是的,人生里有许多笑脸、欢颜,像时光的花瓣,一开一翕;想起生命里的第一本书《千家诗》,那些荡起双桨的日子,在沉闷故乡某一处角落里往事这样缤纷着。摆书摊的那人,他曾经告诉我他的名字叫志远,我念叨着他的名字,遥想着在岁月一隅游走的故乡大海,想起那些蜿蜒而去的小路,其实它们比一切平坦更接近我们的心灵。那么就这样望着无数棵树,安静地等待远方众鸟飞来的声音吧。读书相视一笑的一个表情,一个念头;简洁到可以忽略的小事;一些温馨的瞬间,可以使自己安静下来。当等待与不安弥漫我们的心灵大道时,我们会觉得鸟语花香也成了电闪雷鸣。这些是为了什么,在舍弃一些不必要的修饰后,我们会发觉这是目标设定给心灵造成的反作用,像哈哈镜里扭曲的图像,不能真实地反映自己,目标的不切合实际都是由制定心灵计划的不严密而造成的。所以我们需要冷静、客观、全面地对我们的心灵进行审视,比如该坚持什么、该放弃什么,都要进行全盘打算。而给自己一些时间,让自己安静下来,等待与不安便有了一层意味深长的意义。
观心自照:丹霞天然禅师偈云:怅望湖州未敢归,故园杨柳欲依依;忍看国破先离俗,但到亲存便返扉。
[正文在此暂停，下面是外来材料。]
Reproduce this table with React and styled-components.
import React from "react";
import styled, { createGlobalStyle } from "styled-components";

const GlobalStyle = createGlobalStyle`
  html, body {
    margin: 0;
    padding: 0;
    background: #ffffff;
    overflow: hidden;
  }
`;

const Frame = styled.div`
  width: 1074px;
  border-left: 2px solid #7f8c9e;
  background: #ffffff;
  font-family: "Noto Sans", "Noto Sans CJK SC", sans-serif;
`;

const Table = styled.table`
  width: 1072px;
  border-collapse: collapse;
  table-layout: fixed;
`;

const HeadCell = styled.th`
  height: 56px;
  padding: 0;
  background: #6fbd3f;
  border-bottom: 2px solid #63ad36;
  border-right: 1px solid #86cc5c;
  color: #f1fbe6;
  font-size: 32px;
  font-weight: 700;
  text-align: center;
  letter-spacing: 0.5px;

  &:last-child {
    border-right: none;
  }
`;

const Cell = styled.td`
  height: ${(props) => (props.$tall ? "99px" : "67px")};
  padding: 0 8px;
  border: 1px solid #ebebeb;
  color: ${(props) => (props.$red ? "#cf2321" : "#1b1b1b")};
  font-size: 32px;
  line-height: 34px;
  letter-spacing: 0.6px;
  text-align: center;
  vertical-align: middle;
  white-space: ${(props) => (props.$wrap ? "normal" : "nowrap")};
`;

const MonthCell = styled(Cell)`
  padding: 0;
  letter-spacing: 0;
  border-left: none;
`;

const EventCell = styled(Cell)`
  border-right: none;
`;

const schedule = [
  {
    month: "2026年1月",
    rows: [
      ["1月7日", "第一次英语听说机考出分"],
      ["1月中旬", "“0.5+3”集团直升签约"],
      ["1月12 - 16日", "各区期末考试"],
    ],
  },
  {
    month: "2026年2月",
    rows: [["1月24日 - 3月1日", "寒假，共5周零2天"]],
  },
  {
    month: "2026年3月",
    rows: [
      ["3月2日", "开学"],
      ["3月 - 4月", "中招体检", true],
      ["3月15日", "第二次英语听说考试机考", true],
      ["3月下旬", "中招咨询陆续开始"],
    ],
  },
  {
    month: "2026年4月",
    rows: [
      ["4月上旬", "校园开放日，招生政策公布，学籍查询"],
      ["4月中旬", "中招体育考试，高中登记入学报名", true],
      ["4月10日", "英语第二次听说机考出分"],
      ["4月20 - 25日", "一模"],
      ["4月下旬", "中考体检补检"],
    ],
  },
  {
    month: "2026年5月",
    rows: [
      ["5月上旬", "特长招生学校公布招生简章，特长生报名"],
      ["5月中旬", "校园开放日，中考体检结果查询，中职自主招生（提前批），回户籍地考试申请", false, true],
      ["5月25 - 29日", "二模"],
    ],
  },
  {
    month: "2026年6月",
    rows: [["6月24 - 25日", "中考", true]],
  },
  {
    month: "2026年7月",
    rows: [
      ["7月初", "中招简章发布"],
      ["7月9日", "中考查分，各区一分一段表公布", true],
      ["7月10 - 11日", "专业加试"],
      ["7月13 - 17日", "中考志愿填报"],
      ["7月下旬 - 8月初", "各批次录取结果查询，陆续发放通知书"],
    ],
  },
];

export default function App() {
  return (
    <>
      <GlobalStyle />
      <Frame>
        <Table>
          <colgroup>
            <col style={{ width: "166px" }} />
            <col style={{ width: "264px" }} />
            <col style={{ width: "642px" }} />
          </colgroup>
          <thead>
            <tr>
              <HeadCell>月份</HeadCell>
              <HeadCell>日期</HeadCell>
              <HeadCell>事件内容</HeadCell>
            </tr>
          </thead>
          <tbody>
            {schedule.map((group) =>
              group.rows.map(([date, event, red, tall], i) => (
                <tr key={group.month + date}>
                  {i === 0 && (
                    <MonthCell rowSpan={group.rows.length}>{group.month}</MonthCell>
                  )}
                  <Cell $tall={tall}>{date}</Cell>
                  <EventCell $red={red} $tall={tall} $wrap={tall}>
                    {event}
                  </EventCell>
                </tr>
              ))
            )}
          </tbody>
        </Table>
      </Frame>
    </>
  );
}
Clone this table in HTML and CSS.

万里飘篷双布履,十年回首一僧衣;悲欢话尽寒山在,残雪孤峰映晚晖。讲的就是人间清明、温暖、遍照的至情,破除大执著的要义,在天然生活里开发禅心,引导心念,静待心灵灵光闪烁。犹如日光一样,在悲欢话尽之后,青翠高拔的寒山犹在,在残雪之上,在孤峰之顶,映照着优美璀璨的夕阳。
每个人的心灵都长满许多坚韧的树。那一天,一棵树遭受了前所未有的侵袭,一片钝瓦击穿了它的坚韧。疼痛与坚韧,就像树身与停留在树身里的瓦片,在某一个时位,构成不规则的辩证。这是大自然给我们上的生动一课。如果我们的心灵再也无法做到如树般坚韧,那么面对滚滚红尘的侵扰,又如何能保持那一份善意的心态呢?由此而言,保持善意的心态,从心灵大道出发,锤炼坚忍不拔的品格,我们会深深体会到所有的等待与不安都是为了寻找一种名为“力量”的东西。